Search code examples
phpcurlfopenfile-get-contentssimple-html-dom

SimpleHTMLDom returns 500 error on printing output


While trying to print the output of the simplehtmldom it gives me 500 error. I tried followed methods but error was same.

  • Method 1

    $html = file_get_html("http://www.google.com");

    print_r($html);

    After reading responses to other questions, I checked if allow_url_fopen was working and it was.

  • Method 2

    $html = file_get_contents("http://www.google.com");

    print_r($html);

    This works but when I parse it with following code, again 500 error.

    $object = new simple_html_dom();

    $object->load($html);

    var_dump($object);

  • Method 3

    Then as last resort I thought I should try using curl and then parse. So I used curl and to make sure curl was working i printed the output at it was working. But when I parsed into the simplehtmldom again 500 error on printing the output.

[Sat Sep 08 21:26:19.456961 2018] [:error] [pid 703804] ModSecurity: Output filter: Response body too large (over limit of 404800001, total not specified).

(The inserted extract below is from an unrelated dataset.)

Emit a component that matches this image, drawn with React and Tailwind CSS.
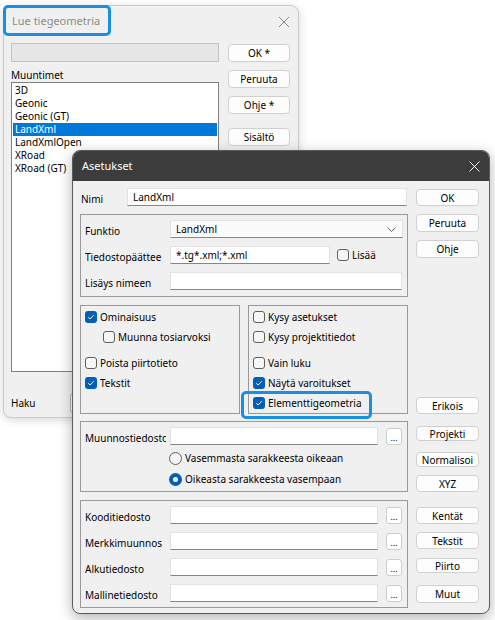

I increased the limit almost a 100 times but still the same error.


Solution

  • The error message indicates ModSecurity is complaining about Response body being too large. This does not mean there is something wrong with loading HTML using Simple HTML DOM library, it is about the size of response generated by your code (print_r or var_dump parts). I guess this is because the structure of the HTML you're loading requires lots of nested objects to represent DOM tree, so when you try to output the full structure using print_r or var_dump the response becomes too large.

    You can verify that the HTML is loaded and parsed by simply printing the plain HTML of the page (use print instead of print_r to print simple_html_dom object):

    $html = file_get_html("http://www.google.com");
    
    print($html);
    

    and you will see the HTML is retrieved correctly, and you can work with $html object to manipulate DOM the way you expect to work with simple_html_dom objects.

    If you want to change the output limit for ModSecurity so you can generate larger responses, please have a look at this question: Mod Security response/request body size?